The task: Your task is to give the listing below back word for word, pictures excluded.

Source data:
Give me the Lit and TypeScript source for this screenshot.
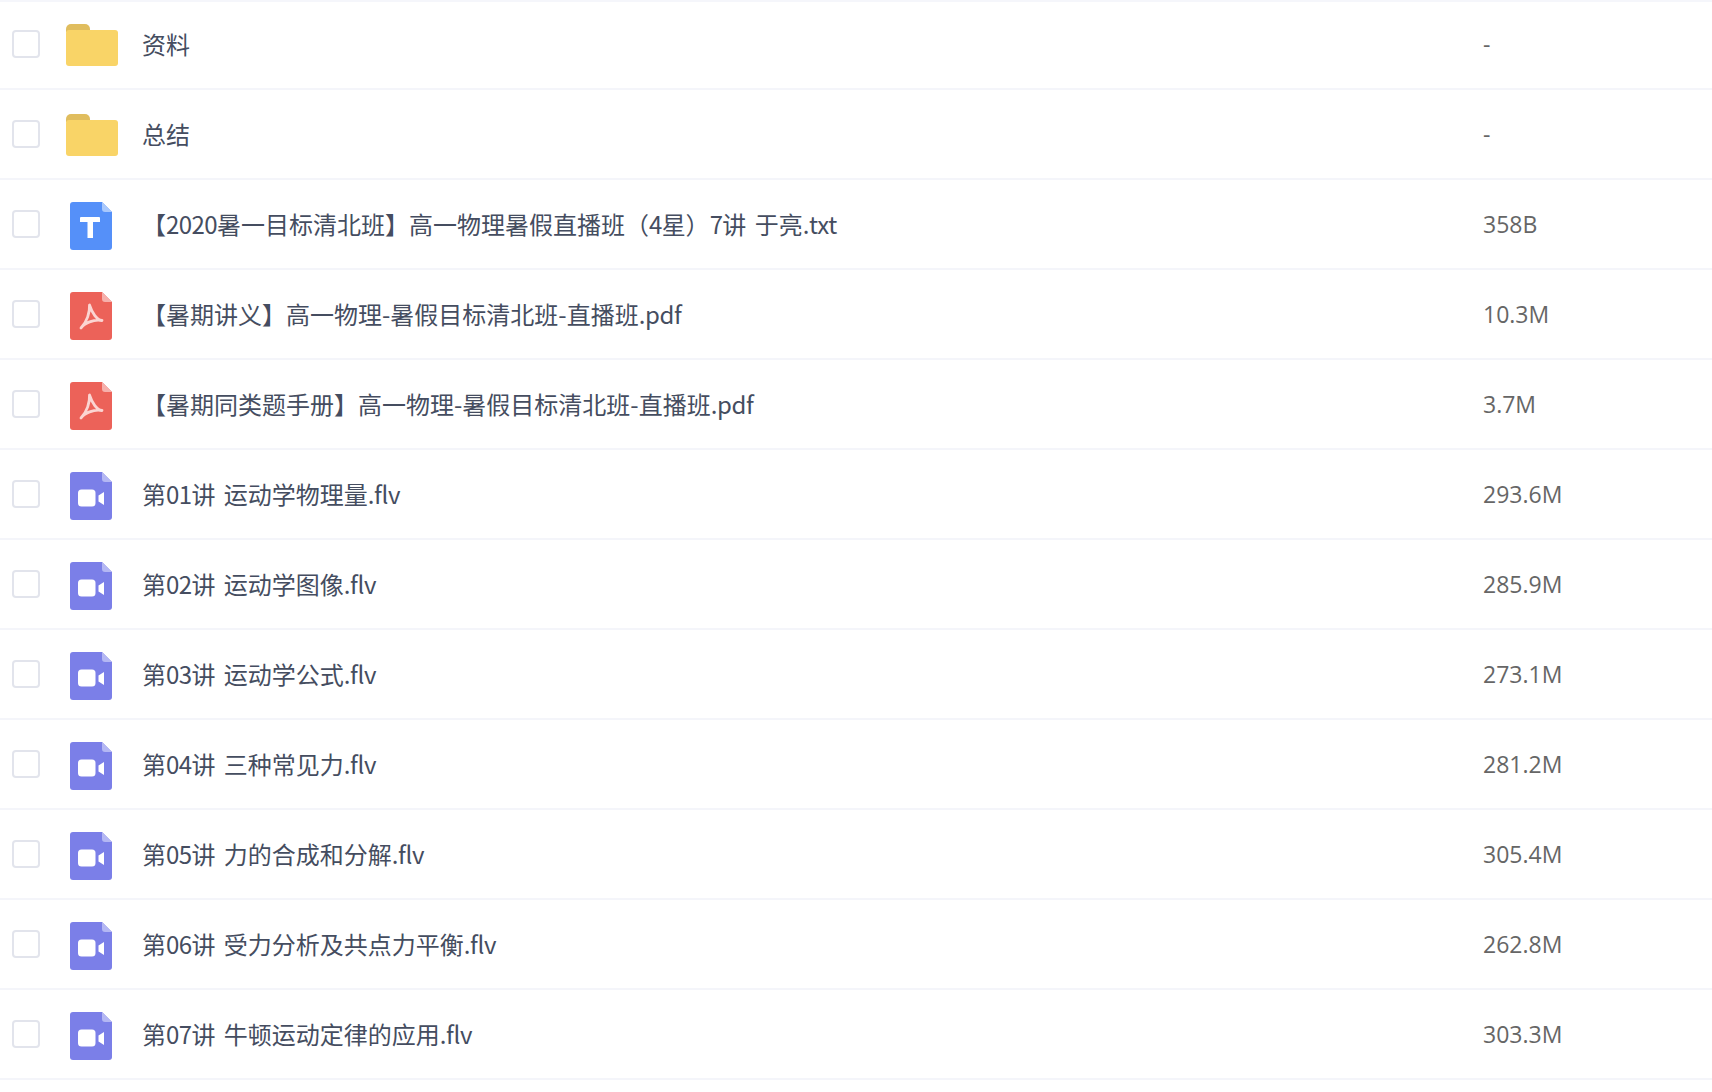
import { LitElement, html, css, svg } from "lit";
import { customElement } from "lit/decorators.js";

type Kind = "folder" | "txt" | "pdf" | "video";
const rows: [Kind, string, string][] = [
  ["folder", "资料", "-"],
  ["folder", "总结", "-"],
  ["txt", "【2020暑一目标清北班】高一物理暑假直播班（4星）7讲 于亮.txt", "358B"],
  ["pdf", "【暑期讲义】高一物理-暑假目标清北班-直播班.pdf", "10.3M"],
  ["pdf", "【暑期同类题手册】高一物理-暑假目标清北班-直播班.pdf", "3.7M"],
  ["video", "第01讲 运动学物理量.flv", "293.6M"],
  ["video", "第02讲 运动学图像.flv", "285.9M"],
  ["video", "第03讲 运动学公式.flv", "273.1M"],
  ["video", "第04讲 三种常见力.flv", "281.2M"],
  ["video", "第05讲 力的合成和分解.flv", "305.4M"],
  ["video", "第06讲 受力分析及共点力平衡.flv", "262.8M"],
  ["video", "第07讲 牛顿运动定律的应用.flv", "303.3M"],
];

const doc = (fill: string, fold: string, inner: unknown) => html`<svg class="doc" viewBox="0 0 42 48" width="42" height="48">
  <path d="M3 0H32L42 10V45a3 3 0 0 1-3 3H3a3 3 0 0 1-3-3V3a3 3 0 0 1 3-3Z" fill="${fill}"/>
  <path d="M32 0L42 10H35a3 3 0 0 1-3-3Z" fill="${fold}"/>
  ${inner}
</svg>`;

const icons = {
  folder: html`<svg class="folder" viewBox="0 0 52 42" width="52" height="42">
    <path d="M0 5a5 5 0 0 1 5-5H19a5 5 0 0 1 5 5v3H0Z" fill="#e0bd5e"/>
    <path d="M0 9a3 3 0 0 1 3-3H49a3 3 0 0 1 3 3V39a3 3 0 0 1-3 3H3a3 3 0 0 1-3-3Z" fill="#f9d467"/>
  </svg>`,
  txt: doc("#5590f9", "#a9c8fc", svg`<path d="M10 16a1 1 0 0 1 1-1H29a1 1 0 0 1 1 1V20H23V36H17.5V20H10Z" fill="#fff"/>`),
  pdf: doc("#ec6259", "#f6b0ac", svg`<path d="M19.5 13C20 20 17 30 11 36C14 31 24 27 32 28.5C27 28 22 21 19.5 13Z" fill="none" stroke="#fbd5d2" stroke-width="2.8" stroke-linejoin="round"/>`),
  video: doc("#7b7fe8", "#b4b7f3", svg`<rect x="8" y="17.5" width="17.5" height="17" rx="3.5" fill="#fff"/><path d="M28.5 23.5L34 20V33L28.5 29.5Z" fill="#fff"/>`),
};

const parts = (text: string) =>
  text.split(/([0-9]+|[a-zA-Z.]+)/).map((p) =>
    /^[0-9]+$/.test(p)
      ? html`<span class="num">${p}</span>`
      : /^[a-zA-Z.]+$/.test(p)
        ? html`<span class="lat">${p}</span>`
        : p,
  );

@customElement("app-root")
export class AppRoot extends LitElement {
  static styles = css`
    :host {
      display: block;
      width: 1712px;
      height: 1092px;
      background: #fff;
      overflow: hidden;
      font-family: "Noto Sans CJK SC", "Noto Sans", sans-serif;
    }
    .row {
      display: flex;
      align-items: center;
      height: 90px;
      box-sizing: border-box;
      border-bottom: 2px solid #f4f5fa;
    }
    .row:first-child { box-shadow: inset 0 2px 0 #f5f6fb; }
    .check {
      flex: none;
      width: 28px;
      height: 28px;
      box-sizing: border-box;
      margin-left: 12px;
      border: 2px solid #e2e4ec;
      border-radius: 4px;
      background: #fff;
    }
    .icon {
      flex: none;
      width: 52px;
      margin-left: 26px;
      display: flex;
      justify-content: center;
      align-items: center;
    }
    .folder { margin-top: 2px; }
    .doc { margin: 4px 2px 0 0; }
    .name {
      flex: none;
      width: 1341px;
      margin-left: 24px;
      font-size: 24px;
      line-height: 32px;
      color: #454d60;
      white-space: nowrap;
      word-spacing: 3px;
    }
    .num { letter-spacing: -0.6px; }
    .lat { letter-spacing: -0.4px; }
    .size {
      font-family: "Open Sans", "Noto Sans", sans-serif;
      font-size: 23px;
      line-height: 32px;
      color: #666;
    }
  `;
  render() {
    return rows.map(([k, n, s]) => html`<div class="row">
      <div class="check"></div>
      <div class="icon">${icons[k]}</div>
      <div class="name">${parts(n)}</div>
      <div class="size">${s}</div>
    </div>`);
  }
}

Response to this task:
Give me the Lit and TypeScript source for this screenshot.
import { LitElement, html, css, svg } from "lit";
import { customElement } from "lit/decorators.js";

type Kind = "folder" | "txt" | "pdf" | "video";
const rows: [Kind, string, string][] = [
  ["folder", "资料", "-"],
  ["folder", "总结", "-"],
  ["txt", "【2020暑一目标清北班】高一物理暑假直播班（4星）7讲 于亮.txt", "358B"],
  ["pdf", "【暑期讲义】高一物理-暑假目标清北班-直播班.pdf", "10.3M"],
  ["pdf", "【暑期同类题手册】高一物理-暑假目标清北班-直播班.pdf", "3.7M"],
  ["video", "第01讲 运动学物理量.flv", "293.6M"],
  ["video", "第02讲 运动学图像.flv", "285.9M"],
  ["video", "第03讲 运动学公式.flv", "273.1M"],
  ["video", "第04讲 三种常见力.flv", "281.2M"],
  ["video", "第05讲 力的合成和分解.flv", "305.4M"],
  ["video", "第06讲 受力分析及共点力平衡.flv", "262.8M"],
  ["video", "第07讲 牛顿运动定律的应用.flv", "303.3M"],
];

const doc = (fill: string, fold: string, inner: unknown) => html`<svg class="doc" viewBox="0 0 42 48" width="42" height="48">
  <path d="M3 0H32L42 10V45a3 3 0 0 1-3 3H3a3 3 0 0 1-3-3V3a3 3 0 0 1 3-3Z" fill="${fill}"/>
  <path d="M32 0L42 10H35a3 3 0 0 1-3-3Z" fill="${fold}"/>
  ${inner}
</svg>`;

const icons = {
  folder: html`<svg class="folder" viewBox="0 0 52 42" width="52" height="42">
    <path d="M0 5a5 5 0 0 1 5-5H19a5 5 0 0 1 5 5v3H0Z" fill="#e0bd5e"/>
    <path d="M0 9a3 3 0 0 1 3-3H49a3 3 0 0 1 3 3V39a3 3 0 0 1-3 3H3a3 3 0 0 1-3-3Z" fill="#f9d467"/>
  </svg>`,
  txt: doc("#5590f9", "#a9c8fc", svg`<path d="M10 16a1 1 0 0 1 1-1H29a1 1 0 0 1 1 1V20H23V36H17.5V20H10Z" fill="#fff"/>`),
  pdf: doc("#ec6259", "#f6b0ac", svg`<path d="M19.5 13C20 20 17 30 11 36C14 31 24 27 32 28.5C27 28 22 21 19.5 13Z" fill="none" stroke="#fbd5d2" stroke-width="2.8" stroke-linejoin="round"/>`),
  video: doc("#7b7fe8", "#b4b7f3", svg`<rect x="8" y="17.5" width="17.5" height="17" rx="3.5" fill="#fff"/><path d="M28.5 23.5L34 20V33L28.5 29.5Z" fill="#fff"/>`),
};

const parts = (text: string) =>
  text.split(/([0-9]+|[a-zA-Z.]+)/).map((p) =>
    /^[0-9]+$/.test(p)
      ? html`<span class="num">${p}</span>`
      : /^[a-zA-Z.]+$/.test(p)
        ? html`<span class="lat">${p}</span>`
        : p,
  );

@customElement("app-root")
export class AppRoot extends LitElement {
  static styles = css`
    :host {
      display: block;
      width: 1712px;
      height: 1092px;
      background: #fff;
      overflow: hidden;
      font-family: "Noto Sans CJK SC", "Noto Sans", sans-serif;
    }
    .row {
      display: flex;
      align-items: center;
      height: 90px;
      box-sizing: border-box;
      border-bottom: 2px solid #f4f5fa;
    }
    .row:first-child { box-shadow: inset 0 2px 0 #f5f6fb; }
    .check {
      flex: none;
      width: 28px;
      height: 28px;
      box-sizing: border-box;
      margin-left: 12px;
      border: 2px solid #e2e4ec;
      border-radius: 4px;
      background: #fff;
    }
    .icon {
      flex: none;
      width: 52px;
      margin-left: 26px;
      display: flex;
      justify-content: center;
      align-items: center;
    }
    .folder { margin-top: 2px; }
    .doc { margin: 4px 2px 0 0; }
    .name {
      flex: none;
      width: 1341px;
      margin-left: 24px;
      font-size: 24px;
      line-height: 32px;
      color: #454d60;
      white-space: nowrap;
      word-spacing: 3px;
    }
    .num { letter-spacing: -0.6px; }
    .lat { letter-spacing: -0.4px; }
    .size {
      font-family: "Open Sans", "Noto Sans", sans-serif;
      font-size: 23px;
      line-height: 32px;
      color: #666;
    }
  `;
  render() {
    return rows.map(([k, n, s]) => html`<div class="row">
      <div class="check"></div>
      <div class="icon">${icons[k]}</div>
      <div class="name">${parts(n)}</div>
      <div class="size">${s}</div>
    </div>`);
  }
}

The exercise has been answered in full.